The front cover of Hugh Cavendish’s new book, A Time to Plant, looks like an abstract painting in shades of olive green, tan and rust. It is, in fact, a close-up of the exfoliating bark of a stewartia tree. The tree in question is part of a collection of stewartias at Holker Hall, the Cavendish family home in the English county of Cumbria.
Passionate gardeners frequently turn into writers and aristocratic gardeners seem even more likely to do so. As the result, there are many histories of individual gardens, past and present, on the market. A Time to Plant stands out for its eloquence as well as the beauty of the photo illustrations, all taken by Cavendish’s artist-wife, Grania.
The Holker—pronounced “hooker”–property has been in the author’s family since 1536. It was originally part of the holdings of the Duke of Devonshire, whose primary estate, Chatsworth, is well known to garden lovers. Jane Austin fans also know Chatsworth as the stand-in for the Pemberley estate in the 1995 TV mini series version of Pride and Prejudice starring Colin Firth. Holker’s fortunes became separated from those of Chatsworth in the twentieth century. Hugh Cavendish, known more formally as Lord Cavendish of Furness, grew up there and inherited the property in at the age of thirty-three.
He found himself in a dire situation. The gardens, which had been open to the public for some time, had fallen on hard times. The estate was in financial peril. However, instead of emulating many of his fellow aristocrats and consigning the property to the National Trust, Cavendish decided to undertake a rescue mission. He admits that upgrading and redesigning the gardens waited five years while he, Grania and their business advisors worked to restructure debt, revitalize the estate’s profit-making businesses and create a plan for Holker’s future. It is rare for a gardener to be so frank about the financial impediments to great garden plans. The early challenges in Cavendish’s grand-scale horticultural career make the later triumphs even more inspiring.
Cavendish bucked conventional wisdom by taking a hard look at every aspect of his gardens, including landscape designs that had worn out their welcome or simply never lived up to the original designers’ intentions. Some, like Holker’s struggling rose garden, were scrapped outright in favor of plantings schemes with a greater chance of success and more appeal to visitors. Others were replanted or re-imagined.
Cavendish clearly loves his plants, large and small and is a UK national collection holder for some species. His observations are fresh and interesting. For example, experience at Holker has taught him that plants originating on several different continents look awkward when closely intermingled. Asian species work better in the Cumbrian landscape than related species that originated in North America. Presumably this means that Cavendish’s Japanese stewartia—Stewartia pseudocamellia—is more simpatico than his mountain stewartia—Stewartia ovata.
As a businessman, Cavendish knows that the customer comes first. At Holker this translates to annual garden improvements designed to give repeat visitors something new to see and talk about every year. He and Grania have installed a substantial labyrinth with echoes of Stonehenge in its upended stone slabs. The wildflower meadow helps to unit the formal portions of the garden with the wild landscape beyond it. An ambitious water cascade delights visiting children.

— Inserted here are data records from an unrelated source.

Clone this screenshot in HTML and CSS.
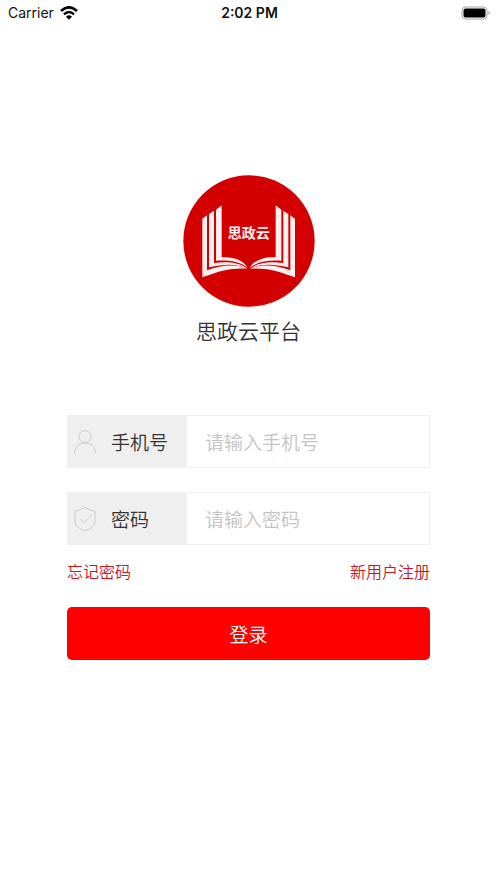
FILE: index.html
```html
<!DOCTYPE html>
<html lang="zh-CN">
<head>
<meta charset="utf-8">
<meta name="viewport" content="width=device-width, initial-scale=1">
<title>思政云平台</title>
<link rel="stylesheet" href="styles.css">
</head>
<body>
<header class="status">
  <div class="carrier">
    <span>Carrier</span>
    <svg class="wifi" viewBox="0 0 54 42" aria-hidden="true">
      <path d="M3 15Q27 -7 51 15" fill="none" stroke="#000" stroke-width="8"/>
      <path d="M12 25Q27 11 42 25" fill="none" stroke="#000" stroke-width="7"/>
      <path d="M18 32Q27 24 36 32L27 41Z"/>
    </svg>
  </div>
  <span class="time">2:02 PM</span>
  <svg class="battery" viewBox="0 0 30 14" aria-hidden="true">
    <rect x="1" y="1" width="25" height="12" rx="3.5" fill="none" stroke="#a3a3a3"/>
    <rect x="2.500" y="2.500" width="22" height="9" rx="2" fill="#000"/>
    <path d="M27.500 5Q30.500 7 27.500 9Z" fill="#a3a3a3"/>
  </svg>
</header>
<main class="login">
  <svg class="logo" viewBox="15 16 396 396" role="img" aria-label="思政云">
    <circle cx="213" cy="214" r="197" fill="#d20001"/>
    <g fill="#fff0f0">
      <g id="page-left">
        <path d="M114 120L131 107V263C164 260 194 270 209 294C184 275 153 271 114 273Z"/>
        <path d="M93 133L108 123V280C150 275 182 278 207 296C176 283 141 282 93 293Z"/>
        <path d="M73 147L87 137V302C130 286 172 282 209 297C166 293 124 303 73 323Z"/>
      </g>
      <use href="#page-left" transform="matrix(-1 0 0 1 424 0)"/>
      <text class="logo-text" x="212" y="206" text-anchor="middle">思政云</text>
    </g>
  </svg>
  <h1 class="title">思政云平台</h1>
  <form class="form">
    <div class="field">
      <label class="label" for="phone">
        <svg class="icon" viewBox="0 0 66 72" aria-hidden="true">
          <circle cx="33" cy="20" r="18"/>
          <path d="M2 70C2 50 14 39 33 39S64 50 64 70"/>
        </svg>
        <span>手机号</span>
      </label>
      <input class="input" id="phone" type="tel" placeholder="请输入手机号">
    </div>
    <div class="field">
      <label class="label" for="password">
        <svg class="icon" viewBox="0 0 66 72" aria-hidden="true">
          <path d="M33 1Q46 9 63 13V47Q62 55 55 60Q45 68 33 72Q21 68 11 60Q4 55 3 47V13Q20 9 33 1Z"/>
          <path d="M19 37L30 47L53 24"/>
        </svg>
        <span>密码</span>
      </label>
      <input class="input" id="password" type="password" placeholder="请输入密码">
    </div>
    <nav class="links">
      <a href="#forgot">忘记密码</a>
      <a href="#register">新用户注册</a>
    </nav>
    <button class="submit" type="submit">登录</button>
  </form>
</main>
</body>
</html>
```
FILE: styles.css
```css
* {
  box-sizing: border-box;
}

body {
  margin: 0;
  background: #fff;
  color: #333;
  font-family: "Noto Sans CJK SC", sans-serif;
  font-weight: 350;
}

.status {
  display: grid;
  grid-template-columns: 1fr auto 1fr;
  align-items: center;
  height: 26px;
  padding: 0 6px 0 8px;
  color: #111;
  font: 14px/26px Inter, sans-serif;
}

.carrier {
  display: flex;
  align-items: center;
  gap: 6px;
}

.wifi {
  width: 18px;
  height: 14px;
}

.time {
  font-weight: 600;
}

.battery {
  justify-self: end;
  width: 30px;
  height: 14px;
}

.login {
  display: flex;
  flex-direction: column;
  align-items: center;
  padding: 149px 67px 0;
}

.logo {
  width: 132px;
  height: 132px;
}

.logo-text {
  font-size: 42px;
  font-weight: 700;
}

.title {
  margin: 7px 0 0;
  font-size: 21px;
  font-weight: 350;
  line-height: 32px;
}

.form {
  width: 100%;
  margin-top: 69px;
}

.field {
  display: flex;
  height: 53px;
  margin-bottom: 24px;
  border: 1px solid #f0f0f0;
}

.label {
  display: flex;
  align-items: center;
  gap: 15px;
  width: 119px;
  padding-left: 6px;
  background: #efefef;
  font-size: 19px;
}

.icon {
  width: 22px;
  height: 24px;
  overflow: visible;
  fill: none;
  stroke: #cbcbcb;
  stroke-width: 3;
}

.input {
  flex: 1;
  min-width: 0;
  padding: 0 18px;
  border: 0;
  outline: 0;
  background: #fff;
  color: #333;
  font: inherit;
  font-size: 19px;
}

.input::placeholder {
  color: #c4c4c4;
}

.links {
  display: flex;
  justify-content: space-between;
  margin-top: -10px;
  font-size: 16px;
  line-height: 24px;
}

.links a {
  color: #c8161d;
  text-decoration: none;
}

.submit {
  width: 100%;
  height: 53px;
  margin-top: 24px;
  padding: 0;
  border: 0;
  border-radius: 5px;
  background: #f00;
  color: #fff;
  font: inherit;
  font-size: 19px;
}
```
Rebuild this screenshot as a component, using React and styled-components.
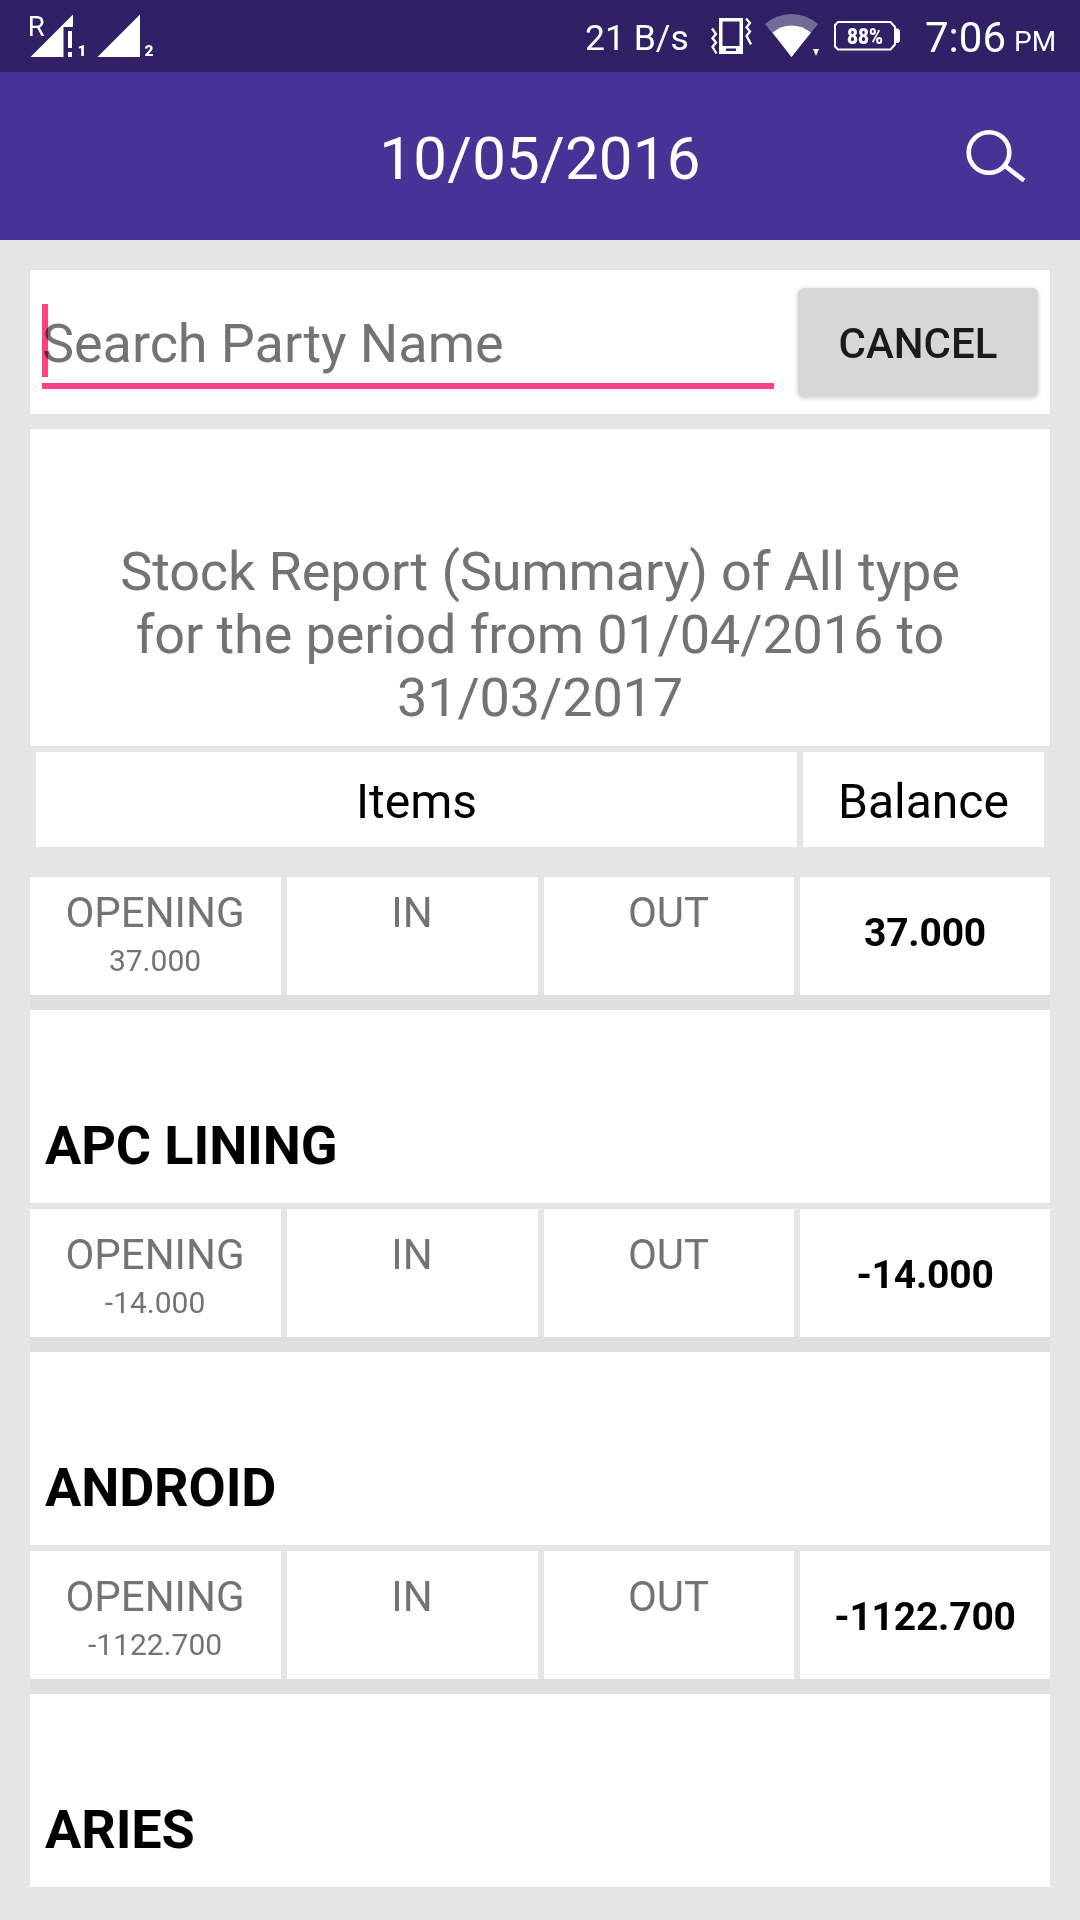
import React from "react";
import styled, { createGlobalStyle } from "styled-components";

const GlobalStyle = createGlobalStyle`
  * { box-sizing: border-box; }
  body { margin: 0; background: #e5e5e5; font-family: Roboto, "Liberation Sans", sans-serif; }
`;

const Screen = styled.div`
  width: 1080px;
  height: 1920px;
  overflow: hidden;
  background: #e5e5e5;
`;

const StatusBar = styled.header`
  display: flex;
  justify-content: space-between;
  height: 72px;
  padding: 0 20px;
  background: #2e2165;
  color: #fff;
`;

const StatusGroup = styled.div`
  display: flex;
  align-items: flex-start;
`;

const StatusText = styled.span`
  width: ${(p) => p.$width}px;
  font-size: ${(p) => p.$size}px;
  line-height: ${(p) => p.$line}px;
  white-space: nowrap;
`;

const StatusIcon = styled.svg`
  display: block;
  flex: none;
  height: 72px;
  margin-right: ${(p) => p.$gap || 0}px;
  fill: #fff;
`;

const AppBar = styled.div`
  display: grid;
  grid-template-columns: 120px 1fr 120px;
  align-items: center;
  height: 168px;
  background: #483296;
  color: #fff;
`;

const Title = styled.h1`
  grid-column: 2;
  margin: 0 0 -5px;
  font-size: 60px;
  font-weight: 400;
  letter-spacing: 0.2px;
  line-height: 70px;
  text-align: center;
`;

const SearchButton = styled.button`
  display: flex;
  height: 168px;
  padding: 0;
  border: 0;
  background: none;
`;

const Content = styled.main`
  padding: 30px 30px 0;
`;

const SearchCard = styled.section`
  display: flex;
  height: 144px;
  margin-bottom: 15px;
  padding: 17px 11px 17px 12px;
  background: #fff;
  box-shadow: 0 0 3px rgba(0, 0, 0, 0.04);
`;

const SearchField = styled.div`
  position: relative;
  width: 732px;
  height: 102px;
  margin-right: 24px;
  padding-top: 25px;
  border-bottom: 6px solid #fb4083;
  color: #737373;
  font-size: 54px;
  letter-spacing: -0.06px;
  line-height: 63px;
  white-space: nowrap;
`;

const Cursor = styled.i`
  position: absolute;
  left: 0;
  top: 17px;
  width: 6px;
  height: 73px;
  background: #ff4081;
  mix-blend-mode: multiply;
`;

const CancelButton = styled.button`
  width: 240px;
  height: 109px;
  margin-top: 1px;
  padding: 2px 0 0;
  border: 0;
  border-radius: 6px;
  background: #d6d8d7;
  box-shadow: 0 1px 5px rgba(0, 0, 0, 0.22);
  color: #1a1c1b;
  font: 500 42px/50px Roboto, "Liberation Sans", sans-serif;
`;

const ReportCard = styled.section`
  height: 317px;
  margin-bottom: 6px;
  padding: 111px 80px 0;
  background: #fff;
  box-shadow: 0 0 3px rgba(0, 0, 0, 0.04);
  color: #737373;
  font-size: 54px;
  letter-spacing: -0.12px;
  line-height: 63px;
  text-align: center;
`;

const TableHead = styled.div`
  display: grid;
  grid-template-columns: 761px 241px;
  gap: 6px;
  height: 95px;
  margin: 0 6px 30px;
`;

const HeadCell = styled.div`
  padding-top: 22px;
  background: #fff;
  color: #000;
  font-size: 48px;
  line-height: 56px;
  text-align: center;
`;

const ItemList = styled.div`
  display: flex;
  flex-direction: column;
  gap: 15px;
  background: #dfdfdf;
`;

const Item = styled.article`
  background: #e5e5e5;
`;

const ItemName = styled.h2`
  height: 193px;
  margin: 0;
  padding: 104px 15px 0;
  background: #fff;
  color: #000;
  font-size: 54px;
  font-weight: 700;
  letter-spacing: -0.12px;
  line-height: 63px;
`;

const Figures = styled.div`
  display: grid;
  grid-template-columns: 251px 251px 250px 250px;
  gap: 6px;
  height: ${(p) => (p.$first ? 118 : 128)}px;
  margin-top: ${(p) => (p.$first ? 0 : 6)}px;
`;

const Cell = styled.div`
  padding: ${(p) => (p.$first ? 11 : 21)}px 1px 0 0;
  background: #fff;
  color: #737373;
  text-align: center;
`;

const CellLabel = styled.div`
  font-size: 42px;
  line-height: 49px;
`;

const CellValue = styled.div`
  margin-top: 6px;
  font-size: 30px;
  line-height: 35px;
`;

const Balance = styled.div`
  padding-top: ${(p) => (p.$first ? 33 : 43)}px;
  background: #fff;
  color: #000;
  font-size: 39px;
  font-weight: 700;
  letter-spacing: -0.2px;
  line-height: 46px;
  text-align: center;
`;

const items = [
  { value: "37.000" },
  { name: "APC LINING", value: "-14.000" },
  { name: "ANDROID", value: "-1122.700" },
  { name: "ARIES" },
];

function Signals() {
  return (
    <StatusIcon width="140" height="72" viewBox="20 0 140 72">
      <text x="27.800" y="35.500" fontSize="27.500" fontWeight="400" fontFamily="Roboto, sans-serif" textLength="17" lengthAdjust="spacingAndGlyphs">R</text>
      <path d="M30.500 57 73 14.500V27H63.500V57Z" />
      <path d="M68 31h4v17h-4zM68 52h4v5h-4z" />
      <text x="77.500" y="56" fontSize="15.500" fontWeight="900" fontFamily="Roboto, sans-serif">1</text>
      <path d="M97.500 57 140 14.500V57Z" />
      <text x="144.500" y="56" fontSize="15.500" fontWeight="900" fontFamily="Roboto, sans-serif">2</text>
    </StatusIcon>
  );
}

function Vibrate() {
  return (
    <StatusIcon $gap={12} width="42" height="72" viewBox="711 0 42 72">
      <path fillRule="evenodd" d="M719 18h24v36h-24zM722.500 21.500v24.500h17V21.500zM726 48.500v2.500h10v-2.500z" />
      <path
        d="M746 18.500l4 4.500-3.500 4.300 3.500 4.300-3.500 4.300 4.500 8.500M712 28.500l4 5.500-3.500 4.300 3.500 4.300-3.500 4.300 4 6.600"
        fill="none"
        stroke="#fff"
        strokeWidth="2.300"
      />
    </StatusIcon>
  );
}

function Wifi() {
  return (
    <StatusIcon $gap={15} width="54" height="72" viewBox="765 0 54 72">
      <path d="M791.500 57 765 24Q777 14 791.500 14T818 24Z" opacity=".33" />
      <path d="M791.500 57 772.500 32.500Q781 25.500 791.500 25.500T811 32.500Z" />
      <path d="M813 49h6l-3 7z" />
    </StatusIcon>
  );
}

function Battery() {
  return (
    <StatusIcon $gap={24} width="67" height="72" viewBox="834 0 67 72">
      <path d="M838 22h52.500l4.500 5v17.500l-4.500 5H838l-3-3V25z" fill="none" stroke="#fff" strokeWidth="2" strokeLinejoin="round" />
      <path d="M895 28.500h3l2 2V41l-2 2h-3z" />
      <text x="847" y="44" fontSize="22.500" fontWeight="900" fontFamily="Roboto, sans-serif" textLength="36" lengthAdjust="spacingAndGlyphs">88%</text>
    </StatusIcon>
  );
}

export default function App() {
  return (
    <Screen>
      <GlobalStyle />
      <StatusBar>
        <StatusGroup>
          <Signals />
        </StatusGroup>
        <StatusGroup>
          <StatusText $width={126} $size={35.5} $line={76}>21 B/s</StatusText>
          <Vibrate />
          <Wifi />
          <Battery />
          <StatusText $width={89} $size={42} $line={76}>7:06</StatusText>
          <StatusText $width={46} $size={28} $line={84}>PM</StatusText>
        </StatusGroup>
      </StatusBar>
      <AppBar>
        <Title>10/05/2016</Title>
        <SearchButton aria-label="Search">
          <svg width="120" height="168" viewBox="960 72 120 168" fill="none" stroke="#fff" strokeWidth="4.600">
            <circle cx="989" cy="152.500" r="20.300" />
            <path d="M1004.500 165.500 1024 180.500" />
          </svg>
        </SearchButton>
      </AppBar>
      <Content>
        <SearchCard>
          <SearchField>
            <Cursor />
            Search Party Name
          </SearchField>
          <CancelButton>CANCEL</CancelButton>
        </SearchCard>
        <ReportCard>
          Stock Report (Summary) of All type for the period from 01/04/2016 to 31/03/2017
        </ReportCard>
        <TableHead>
          <HeadCell>Items</HeadCell>
          <HeadCell>Balance</HeadCell>
        </TableHead>
        <ItemList>
          {items.map(({ name, value }) => (
            <Item key={name || "first"}>
              {name && <ItemName>{name}</ItemName>}
              {value && (
                <Figures $first={!name}>
                  <Cell $first={!name}>
                    <CellLabel>OPENING</CellLabel>
                    <CellValue>{value}</CellValue>
                  </Cell>
                  <Cell $first={!name}>
                    <CellLabel>IN</CellLabel>
                  </Cell>
                  <Cell $first={!name}>
                    <CellLabel>OUT</CellLabel>
                  </Cell>
                  <Balance $first={!name}>{value}</Balance>
                </Figures>
              )}
            </Item>
          ))}
        </ItemList>
      </Content>
    </Screen>
  );
}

Hugh Cavendish pays fulsome tribute to the circle of women who, he says, have had an impact on the garden. He credits his many aunts; significant female friends, like English garden designer/doyenne Arabella Lenox-Boyd; and even his mother, with whom he had an intense and difficult relationship. Perhaps most of all, the book is a love letter to Grania, his partner in all things, especially the garden.
Now another woman is about to play a significant role in the Holker garden. Cavendish’s daughter, Lucy, a painter, is taking over management of the estate and its businesses, while her parents retire to an advisory role and a house two miles away. The author professes not to be sad about the change. His concept is one of stewardship, rather than ownership—perhaps the inevitable outcome of being only the most recent in a long line of masters and mistresses of Holker.
A Time to Plant brings past and present together. Though the author insists that he is fundamentally lazy, he proves to be an energetic chronicler of the life of his garden. The book has plenty about plants, from the beautiful rediscovered martagon lilies that dot the edge of the woodland garden, to the amazing “handkerchief tree” –Davidia involucrata—that took fourteen years to produce its first flowers. A helpful garden map on the volume’s frontspiece and endpaper give the reader an easy frame of reference. Between the covers, Hugh Cavendish offers a literary map through his life and the forty-year Holker renaissance, with a graceful epilogue that points the way to the future. Taken as a whole, Cavendish’s eloquent map provides the reader with a memorable journey.